# WHAT TO PRODUCE
Make an exact copy of the records, with the images left out.

== SUPPLIED INFORMATION

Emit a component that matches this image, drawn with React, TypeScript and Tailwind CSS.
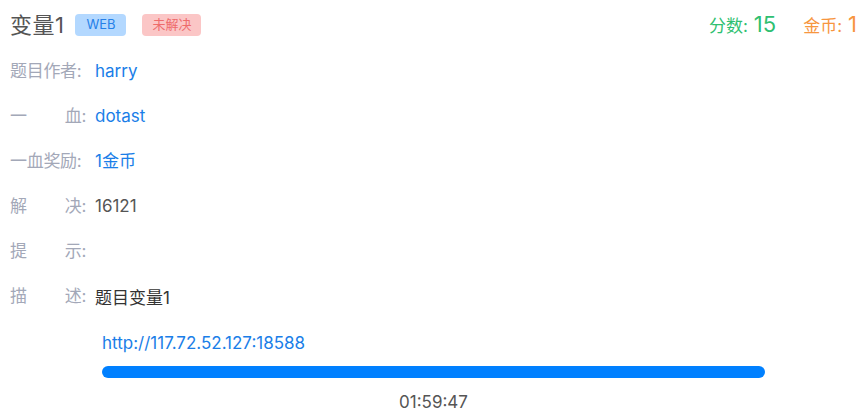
import React from 'react';

const font = { fontFamily: 'Inter, "Noto Sans CJK SC", sans-serif' };

interface InfoRow {
  label: string[];
  value: string;
  tone: 'link' | 'plain';
}

const rows: InfoRow[] = [
  { label: ['题目作者:'], value: 'harry', tone: 'link' },
  { label: ['一', '血:'], value: 'dotast', tone: 'link' },
  { label: ['一血奖励:'], value: '1金币', tone: 'link' },
  { label: ['解', '决:'], value: '16121', tone: 'plain' },
  { label: ['提', '示:'], value: '', tone: 'plain' },
];

const Label: React.FC<{ parts: string[] }> = ({ parts }) => (
  <div className="w-[76px] flex justify-between text-[17px] text-[#a3a8b8] tracking-[-0.3px]">
    {parts.map((p) => (
      <span key={p} className="whitespace-nowrap">{p}</span>
    ))}
  </div>
);

export default function App() {
  return (
    <div className="w-[865px] h-[408px] bg-white overflow-hidden" style={font}>
      <div className="h-[49px] flex items-center justify-between pl-[10px] pr-[8px]">
        <div className="flex items-center">
          <h1 className="text-[22px] text-[#555] leading-none tracking-[0.5px]">变量1</h1>
          <span className="ml-[11px] w-[51px] h-[22px] rounded-[4px] bg-[#b3d8ff] text-[#2580e8] text-[13px] flex items-center justify-center">
            WEB
          </span>
          <span className="ml-[16px] w-[59px] h-[22px] rounded-[4px] bg-[#fbc6c6] text-[#ee6b6b] text-[13px] flex items-center justify-center">
            未解决
          </span>
        </div>
        <div className="flex items-baseline">
          <span className="text-[#2fbf71] text-[17px]">分数:</span>
          <span className="text-[#2fbf71] text-[22px] ml-[6px]">15</span>
          <span className="text-[#f7963f] text-[17px] ml-[27px]">金币:</span>
          <span className="text-[#f7963f] text-[22px] ml-[6px]">1</span>
        </div>
      </div>

      <div className="pl-[10px]">
        {rows.map((row) => (
          <div key={row.label.join('')} className="h-[45px] flex items-center">
            <Label parts={row.label} />
            <span
              className={`ml-[9px] text-[17px] ${
                row.tone === 'link' ? 'text-[#1a7ee8]' : 'text-[#555]'
              }`}
            >
              {row.value}
            </span>
          </div>
        ))}
        <div className="h-[45px] flex items-center">
          <Label parts={['描', '述:']} />
          <span className="ml-[9px] mt-[4px] text-[17px] text-[#333]">题目变量1</span>
        </div>
      </div>

      <div className="pl-[102px] w-[765px]">
        <a className="block text-[17px] text-[#1a7ee8] leading-none mt-[16px]">
          http://117.72.52.127:18588
        </a>
        <div className="mt-[14px] h-[12px] rounded-full bg-[#0080ff]" />
        <div className="mt-[16px] text-center text-[17px] text-[#555] leading-[16px]">01:59:47</div>
      </div>
    </div>
  );
}
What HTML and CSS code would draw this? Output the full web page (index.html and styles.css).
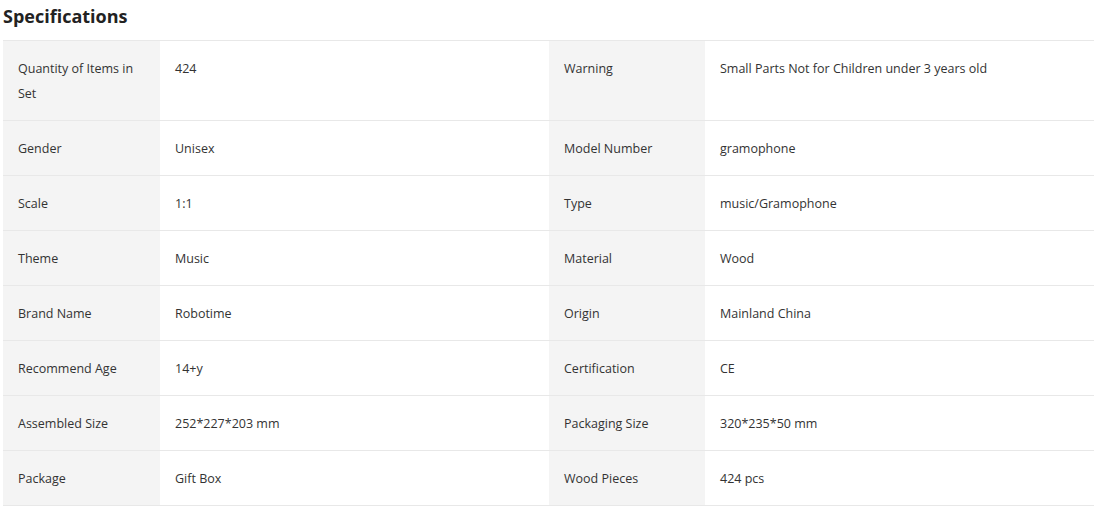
FILE: index.html
```html
<!DOCTYPE html>
<html>
<head>
<meta charset="utf-8">
<link rel="stylesheet" href="styles.css">
</head>
<body>
<div class="specs">
  <h2 class="title">Specifications</h2>
  <table class="spec-table">
    <colgroup><col class="c-label"><col class="c-value"><col class="c-label2"><col class="c-value"></colgroup>
    <tr><td class="label">Quantity of Items in Set</td><td class="value">424</td><td class="label label2">Warning</td><td class="value">Small Parts Not for Children under 3 years old</td></tr>
    <tr><td class="label">Gender</td><td class="value">Unisex</td><td class="label label2">Model Number</td><td class="value">gramophone</td></tr>
    <tr><td class="label">Scale</td><td class="value">1:1</td><td class="label label2">Type</td><td class="value">music/Gramophone</td></tr>
    <tr><td class="label">Theme</td><td class="value">Music</td><td class="label label2">Material</td><td class="value">Wood</td></tr>
    <tr><td class="label">Brand Name</td><td class="value">Robotime</td><td class="label label2">Origin</td><td class="value">Mainland China</td></tr>
    <tr><td class="label">Recommend Age</td><td class="value">14+y</td><td class="label label2">Certification</td><td class="value">CE</td></tr>
    <tr><td class="label">Assembled Size</td><td class="value">252*227*203 mm</td><td class="label label2">Packaging Size</td><td class="value">320*235*50 mm</td></tr>
    <tr><td class="label">Package</td><td class="value">Gift Box</td><td class="label label2">Wood Pieces</td><td class="value">424 pcs</td></tr>
  </table>
</div>
</body>
</html>
```
FILE: styles.css
```css
* { box-sizing: border-box; }
html, body { margin: 0; padding: 0; background: #fff; }
body { font-family: "Open Sans", "DejaVu Sans", sans-serif; color: #333; }
.specs { padding: 0 10px 0 3px; }
.title {
  margin: 0;
  font-size: 18px;
  font-weight: 700;
  color: #222;
  line-height: 24px;
  padding-top: 4px;
  height: 40px;
}
.spec-table {
  width: 1091px;
  border-collapse: collapse;
  table-layout: fixed;
  font-size: 12.5px;
}
.c-label { width: 157px; }
.c-label2 { width: 156px; }
.c-value { width: 389px; }
.spec-table tr { border-top: 1px solid #e8e8e8; border-bottom: 1px solid #e8e8e8; }
.spec-table td {
  padding: 15px 15px 14px 15px;
  line-height: 25px;
  vertical-align: top;
}
.label { background: #f4f4f4; }
.label2 { padding-left: 14px; }
.value { background: #fff; padding-left: 14px; }
```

====

# RESULT FOR THIS EXERCISE
Emit a component that matches this image, drawn with React, TypeScript and Tailwind CSS.
import React from 'react';

const font = { fontFamily: 'Inter, "Noto Sans CJK SC", sans-serif' };

interface InfoRow {
  label: string[];
  value: string;
  tone: 'link' | 'plain';
}

const rows: InfoRow[] = [
  { label: ['题目作者:'], value: 'harry', tone: 'link' },
  { label: ['一', '血:'], value: 'dotast', tone: 'link' },
  { label: ['一血奖励:'], value: '1金币', tone: 'link' },
  { label: ['解', '决:'], value: '16121', tone: 'plain' },
  { label: ['提', '示:'], value: '', tone: 'plain' },
];

const Label: React.FC<{ parts: string[] }> = ({ parts }) => (
  <div className="w-[76px] flex justify-between text-[17px] text-[#a3a8b8] tracking-[-0.3px]">
    {parts.map((p) => (
      <span key={p} className="whitespace-nowrap">{p}</span>
    ))}
  </div>
);

export default function App() {
  return (
    <div className="w-[865px] h-[408px] bg-white overflow-hidden" style={font}>
      <div className="h-[49px] flex items-center justify-between pl-[10px] pr-[8px]">
        <div className="flex items-center">
          <h1 className="text-[22px] text-[#555] leading-none tracking-[0.5px]">变量1</h1>
          <span className="ml-[11px] w-[51px] h-[22px] rounded-[4px] bg-[#b3d8ff] text-[#2580e8] text-[13px] flex items-center justify-center">
            WEB
          </span>
          <span className="ml-[16px] w-[59px] h-[22px] rounded-[4px] bg-[#fbc6c6] text-[#ee6b6b] text-[13px] flex items-center justify-center">
            未解决
          </span>
        </div>
        <div className="flex items-baseline">
          <span className="text-[#2fbf71] text-[17px]">分数:</span>
          <span className="text-[#2fbf71] text-[22px] ml-[6px]">15</span>
          <span className="text-[#f7963f] text-[17px] ml-[27px]">金币:</span>
          <span className="text-[#f7963f] text-[22px] ml-[6px]">1</span>
        </div>
      </div>

      <div className="pl-[10px]">
        {rows.map((row) => (
          <div key={row.label.join('')} className="h-[45px] flex items-center">
            <Label parts={row.label} />
            <span
              className={`ml-[9px] text-[17px] ${
                row.tone === 'link' ? 'text-[#1a7ee8]' : 'text-[#555]'
              }`}
            >
              {row.value}
            </span>
          </div>
        ))}
        <div className="h-[45px] flex items-center">
          <Label parts={['描', '述:']} />
          <span className="ml-[9px] mt-[4px] text-[17px] text-[#333]">题目变量1</span>
        </div>
      </div>

      <div className="pl-[102px] w-[765px]">
        <a className="block text-[17px] text-[#1a7ee8] leading-none mt-[16px]">
          http://117.72.52.127:18588
        </a>
        <div className="mt-[14px] h-[12px] rounded-full bg-[#0080ff]" />
        <div className="mt-[16px] text-center text-[17px] text-[#555] leading-[16px]">01:59:47</div>
      </div>
    </div>
  );
}
What HTML and CSS code would draw this? Output the full web page (index.html and styles.css).
FILE: index.html
```html
<!DOCTYPE html>
<html>
<head>
<meta charset="utf-8">
<link rel="stylesheet" href="styles.css">
</head>
<body>
<div class="specs">
  <h2 class="title">Specifications</h2>
  <table class="spec-table">
    <colgroup><col class="c-label"><col class="c-value"><col class="c-label2"><col class="c-value"></colgroup>
    <tr><td class="label">Quantity of Items in Set</td><td class="value">424</td><td class="label label2">Warning</td><td class="value">Small Parts Not for Children under 3 years old</td></tr>
    <tr><td class="label">Gender</td><td class="value">Unisex</td><td class="label label2">Model Number</td><td class="value">gramophone</td></tr>
    <tr><td class="label">Scale</td><td class="value">1:1</td><td class="label label2">Type</td><td class="value">music/Gramophone</td></tr>
    <tr><td class="label">Theme</td><td class="value">Music</td><td class="label label2">Material</td><td class="value">Wood</td></tr>
    <tr><td class="label">Brand Name</td><td class="value">Robotime</td><td class="label label2">Origin</td><td class="value">Mainland China</td></tr>
    <tr><td class="label">Recommend Age</td><td class="value">14+y</td><td class="label label2">Certification</td><td class="value">CE</td></tr>
    <tr><td class="label">Assembled Size</td><td class="value">252*227*203 mm</td><td class="label label2">Packaging Size</td><td class="value">320*235*50 mm</td></tr>
    <tr><td class="label">Package</td><td class="value">Gift Box</td><td class="label label2">Wood Pieces</td><td class="value">424 pcs</td></tr>
  </table>
</div>
</body>
</html>
```
FILE: styles.css
```css
* { box-sizing: border-box; }
html, body { margin: 0; padding: 0; background: #fff; }
body { font-family: "Open Sans", "DejaVu Sans", sans-serif; color: #333; }
.specs { padding: 0 10px 0 3px; }
.title {
  margin: 0;
  font-size: 18px;
  font-weight: 700;
  color: #222;
  line-height: 24px;
  padding-top: 4px;
  height: 40px;
}
.spec-table {
  width: 1091px;
  border-collapse: collapse;
  table-layout: fixed;
  font-size: 12.5px;
}
.c-label { width: 157px; }
.c-label2 { width: 156px; }
.c-value { width: 389px; }
.spec-table tr { border-top: 1px solid #e8e8e8; border-bottom: 1px solid #e8e8e8; }
.spec-table td {
  padding: 15px 15px 14px 15px;
  line-height: 25px;
  vertical-align: top;
}
.label { background: #f4f4f4; }
.label2 { padding-left: 14px; }
.value { background: #fff; padding-left: 14px; }
```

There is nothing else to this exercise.